Tengo fragmentos de imágenes de esa noche de insomnio provocado por el placer de lo prohibido. Un fuerte empujón contra el espejo colgado en la pared, terminó por hacerlo añicos. Pero no nos importó. Seguíamos hundidos en esa locura extravagante. Las sábanas revueltas, ropa esparcida por el suelo, la mirada de un perro negro de peluche nos observaba. Una flor seca tirada en el piso terminaba por cerrar una imagen perpetua.
La transpiración de Marcos y mis pensamientos hechos gramajo, me hicieron feliz. En su mesa de luz, un pañuelo ensangrentado por el golpazo que se dió mientras me tenía en alzas. Imágenes de una verdadera escena surrealista. Pero real. Tan real como esas noches de verano en las que salíamos a caminar y luego me volvía a quedar en casa de Laurita.

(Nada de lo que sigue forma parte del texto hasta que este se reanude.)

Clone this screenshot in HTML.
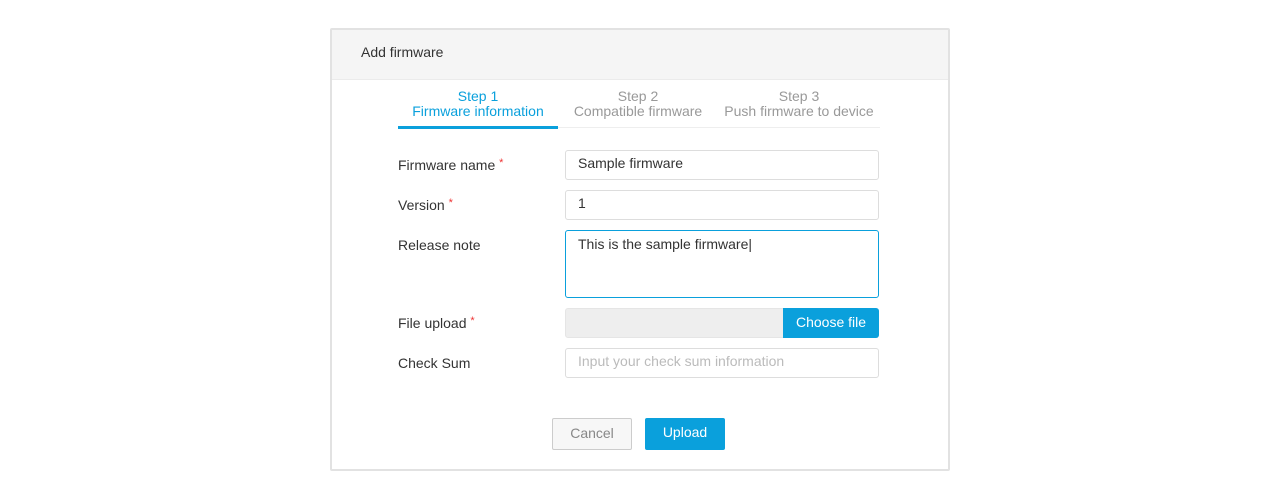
<!DOCTYPE html>
<html><head><style>
body{margin:0;background:#fff;font-family:"Liberation Sans",sans-serif;width:1280px;height:500px;position:relative;overflow:hidden}
.card{position:absolute;left:330px;top:28px;width:616px;height:439px;border:2px solid #e2e2e2;border-radius:2px}
.hdr{height:49px;background:#f5f5f5;border-bottom:1px solid #ebebeb;font-size:14px;color:#333;line-height:45px;padding-left:29px}
.abs{position:absolute}
.tab{position:absolute;top:59px;text-align:center;font-size:14px;line-height:15px;color:#999}
.lbl{position:absolute;left:66px;font-size:14px;color:#333}
.lbl b{color:#e33;font-weight:normal;font-size:11px;vertical-align:top}
.inp{position:absolute;left:233px;width:314px;border:1px solid #ddd;border-radius:3px;font-size:14px;color:#333;box-sizing:border-box;padding-left:12px}
</style></head><body>
<div class="card">
<div class="hdr">Add firmware</div>
<div class="tab" style="left:66px;width:160px;color:#0aa0dc">Step 1<br>Firmware information</div>
<div class="tab" style="left:226px;width:160px">Step 2<br>Compatible firmware</div>
<div class="tab" style="left:386px;width:162px">Step 3<br>Push firmware to device</div>
<div class="abs" style="left:66px;top:97px;width:482px;height:1px;background:#eee"></div>
<div class="abs" style="left:66px;top:96px;width:160px;height:3px;background:#0aa0dc"></div>
<div class="lbl" style="top:127px">Firmware name <b>*</b></div>
<div class="inp" style="top:120px;height:30px;line-height:25px">Sample firmware</div>
<div class="lbl" style="top:167px">Version <b>*</b></div>
<div class="inp" style="top:160px;height:30px;line-height:25px">1</div>
<div class="lbl" style="top:207px">Release note</div>
<div class="inp" style="top:200px;height:68px;border-color:#0aa0dc;padding-top:5px;line-height:16px">This is the sample firmware|</div>
<div class="lbl" style="top:285px">File upload <b>*</b></div>
<div class="inp" style="top:278px;height:30px;background:#eee;border-color:#e5e5e5"></div>
<div class="abs" style="left:451px;top:278px;width:96px;height:30px;background:#0aa0dc;color:#fff;font-size:14px;line-height:28px;text-align:center;border-radius:0 3px 3px 0">Choose file</div>
<div class="lbl" style="top:325px">Check Sum</div>
<div class="inp" style="top:318px;height:30px;line-height:25px;color:#bbb">Input your check sum information</div>
<div class="abs" style="left:220px;top:388px;width:80px;height:32px;box-sizing:border-box;border:1px solid #ccc;background:#f7f7f7;border-radius:2px;color:#888;font-size:14px;text-align:center;line-height:28px">Cancel</div>
<div class="abs" style="left:313px;top:388px;width:80px;height:32px;background:#0aa0dc;border-radius:2px;color:#fff;font-size:14px;text-align:center;line-height:29px">Upload</div>
</div>
</body></html>
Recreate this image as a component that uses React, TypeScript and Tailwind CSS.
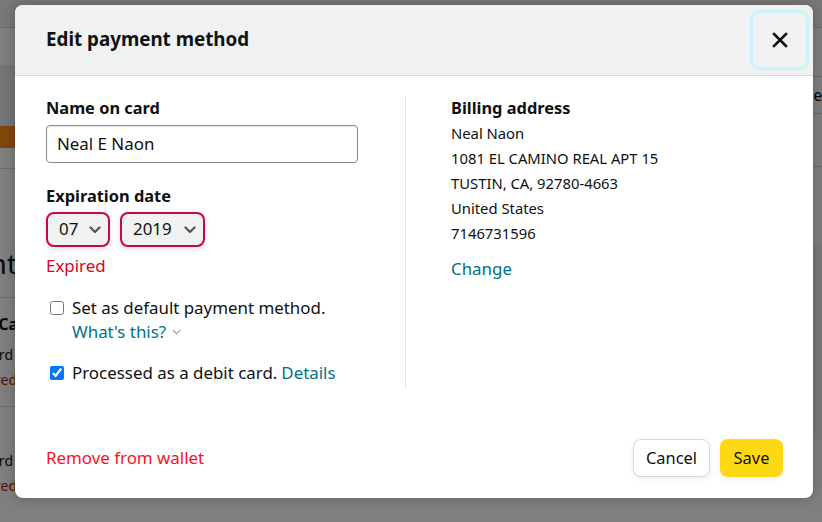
import React from "react";

function Chevron({ className }: { className?: string }) {
  return (
    <svg viewBox="0 0 12 8" className={className} fill="none">
      <path d="M1.5 1.5 L6 6 L10.5 1.5" stroke="currentColor" strokeWidth="2.2" strokeLinecap="round" strokeLinejoin="round" />
    </svg>
  );
}

function SelectBox({ value, width }: { value: string; width: string }) {
  return (
    <div
      className={`flex h-[35px] ${width} items-center justify-between rounded-[8px] border-2 border-[#c40c3c] bg-[#f0f2f2] pl-[11px] pr-[7px] shadow-[0_2px_5px_rgba(15,17,17,0.15)]`}
    >
      <span className="text-[16.9px] leading-none text-[#0f1111]">{value}</span>
      <Chevron className="h-[8px] w-[12px] text-[#555]" />
    </div>
  );
}

export default function App() {
  return (
    <div
      className="relative h-[522px] w-full overflow-hidden bg-white"
      style={{ fontFamily: '"Noto Sans", "Open Sans", Arial, sans-serif' }}
    >
      {/* underlying page */}
      <div className="flex h-full flex-col text-[#0f1111]">
        <div className="h-[28px] shrink-0 border-b border-[#d5d9d9] bg-[#f3f3f3]" />
        <div className="flex flex-1">
          <div className="flex w-[185px] shrink-0 flex-col">
            <div className="h-[37px]" />
            <div className="ml-[-70px] flex h-[83px] w-[110px] flex-col overflow-hidden rounded-[4px] bg-[#e9ecef]">
              <div className="flex flex-1 flex-col items-end justify-center pr-[92px]">
                <span className="text-[10px] font-bold italic text-[#23313f]">amazon</span>
                <span className="mt-[8px] text-[10px] font-bold italic text-[#1a1f71]">VISA</span>
              </div>
              <div className="h-[22px] bg-[#ff8f1c]" />
            </div>
            <div className="mt-[20px] border-b border-[#d5d9d9]" />
            <div className="mt-[80px] flex justify-end pr-[168px] text-[28px] leading-none whitespace-nowrap">Payment</div>
            <div className="mt-[20px] border-b border-[#d5d9d9]" />
            <div className="mt-[14px] flex justify-end pr-[150px] text-[16px] font-bold whitespace-nowrap">Card</div>
            <div className="mt-[8px] flex justify-end pr-[172px] text-[14px] whitespace-nowrap">Card</div>
            <div className="mt-[4px] flex justify-end pr-[168px] text-[14px] whitespace-nowrap text-[#b12704]">Expired</div>
            <div className="mt-[16px] border-b border-[#d5d9d9]" />
            <div className="mt-[43px] flex justify-end pr-[172px] text-[14px] whitespace-nowrap">Card</div>
            <div className="mt-[4px] flex justify-end pr-[168px] text-[14px] whitespace-nowrap text-[#b12704]">Expired</div>
          </div>
          <div className="flex flex-1 flex-col">
            <div className="h-[49px] border-b border-[#d5d9d9]" />
            <div className="flex h-[37px] justify-end border-b border-[#d5d9d9] text-[16px] leading-[37px]">
              <span className="mr-[-19px]">Read</span>
            </div>
            <div className="h-[53px] border-b border-[#d5d9d9]" />
            <div className="h-[77px]" />
            <div className="h-[195px] bg-[#f5f5f5]" />
          </div>
        </div>
      </div>

      {/* overlay */}
      <div className="absolute inset-0 bg-[rgba(0,0,0,0.5)] pl-[15px] pt-[5px]">
        <div className="flex h-[493px] w-[798px] flex-col overflow-hidden rounded-[8px] bg-white text-[#0f1111] shadow-[0_0_14px_rgba(0,0,0,0.25)]">
          {/* header */}
          <div className="flex h-[71px] shrink-0 items-center justify-between border-b border-[#d5d9d9] bg-[#f0f2f2] pl-[31px] pr-[4px]">
            <h2 className="mt-[-2px] text-[18.8px] font-bold leading-none">Edit payment method</h2>
            <button className="flex h-[60px] w-[59px] items-center justify-center rounded-[9px] border-[3px] border-[#c8f3fa]">
              <svg viewBox="0 0 16 16" className="h-[16px] w-[16px]">
                <path d="M2 2 L14 14 M14 2 L2 14" stroke="#0f1111" strokeWidth="2.6" strokeLinecap="square" />
              </svg>
            </button>
          </div>

          {/* body */}
          <div className="flex px-[31px] pt-[20px]">
            <div className="flex w-[312px] flex-col">
              <div className="text-[16.4px] font-bold leading-[24px]">Name on card</div>
              <div className="mt-[5px] flex h-[38px] items-center rounded-[4px] border border-[#888c8c] px-[10px] text-[16.9px] shadow-[inset_0_1px_2px_rgba(15,17,17,0.1)]">
                Neal E Naon
              </div>
              <div className="mt-[21px] text-[16.4px] font-bold leading-[24px]">Expiration date</div>
              <div className="mt-[4px] flex gap-[10px]">
                <SelectBox value="07" width="w-[64px]" />
                <SelectBox value="2019" width="w-[85px]" />
              </div>
              <div className="mt-[7px] text-[16.9px] leading-[24px] text-[#e0001b]">Expired</div>
              <div className="mt-[18px] flex items-center text-[16.9px] leading-[24px]">
                <input type="checkbox" className="ml-[4px] h-[14px] w-[14px]" readOnly />
                <span className="ml-[8px]">Set as default payment method.</span>
              </div>
              <div className="ml-[26px] flex items-center text-[16.9px] leading-[24px] text-[#007185]">
                <span>What's this?</span>
                <svg viewBox="0 0 10 6" className="ml-[6px] h-[6px] w-[9px]" fill="none">
                  <path d="M1 1 L5 5 L9 1" stroke="#8d9096" strokeWidth="1.2" />
                </svg>
              </div>
              <div className="mt-[17px] flex items-center text-[16.9px] leading-[24px]">
                <input type="checkbox" defaultChecked className="ml-[4px] h-[14px] w-[14px]" />
                <span className="ml-[8px] whitespace-nowrap">Processed as a debit card.</span>
                <span className="ml-[4px] text-[#007185]">Details</span>
              </div>
            </div>
            <div className="ml-[47px] h-[293px] w-px bg-[#e7e7e7]" />
            <div className="ml-[45px] flex flex-col">
              <div className="text-[16.4px] font-bold leading-[24px]">Billing address</div>
              <div className="mt-[1px] text-[14.8px] leading-[25px]">
                <div>Neal Naon</div>
                <div>1081 EL CAMINO REAL APT 15</div>
                <div>TUSTIN, CA, 92780-4663</div>
                <div>United States</div>
                <div>7146731596</div>
              </div>
              <div className="mt-[11px] text-[16.9px] leading-[24px] text-[#007185]">Change</div>
            </div>
          </div>

          {/* footer */}
          <div className="mt-auto flex items-center justify-between pb-[21px] pl-[31px] pr-[30px]">
            <span className="text-[16.9px] leading-[24px] text-[#f5141e]">Remove from wallet</span>
            <div className="flex gap-[10px]">
              <button className="h-[38px] w-[77px] rounded-[8px] border border-[#d5d9d9] bg-white text-[16.4px] shadow-[0_2px_5px_rgba(213,217,217,0.5)]">
                Cancel
              </button>
              <button className="h-[38px] w-[63px] rounded-[8px] bg-[#ffd814] text-[16.4px] shadow-[0_2px_5px_rgba(213,217,217,0.5)]">
                Save
              </button>
            </div>
          </div>
        </div>
      </div>
    </div>
  );
}
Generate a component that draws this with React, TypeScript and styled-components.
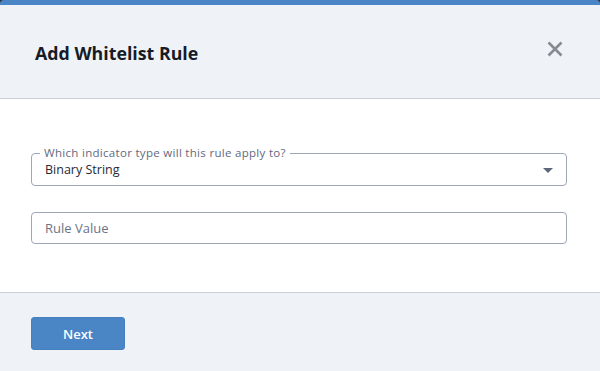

No todas las historias tienen finales felices. Decidimos no vernos la primera semana de clase. Para no levantar sospecha. Y así fue. Entre mi desesperación de sólo acatar su orden, casi construyo un altar entorno a su foto. La segunda semana de clase parecía soñada ¡y tan esperada! El camino a la escuela lo hice corriendo, llena de ilusiones y mariposas en la panza revoloteando. Todas mis ganas se desplomaron de un segundo a otro, cuando en la puerta de la escuela flameaba un cartel que decía: “No hay clases por duelo” La vuelta a casa fue a las puteadas, pateando todo lo que se me atravesara por el camino.
El día siguiente me encontré camino a la escuela, feliz de nuevo, saltando. Ese día no había cartel. Tampoco había Marcos. No se porque no le pregunté a nadie sobre su ausencia.
Es el día de hoy, que prefiero no saber que ocurrió. Prefiero no conectar ese maldito cartel en la puerta de la escuela con la ausencia de Marcos.
Sólo me limito a abrir la página 241 de mi pesado y aburrido libro llamado “el nombre de la flor o de la rosa”, da lo mismo. Ahí se condensa, en una foto, mi secreto. Y el de Marcos. Se guarda mi más preciado tesoro. El que nadie conoce, y nunca sabrán. Menos por mi boca. Quizás algún día, Marcos lo confiese.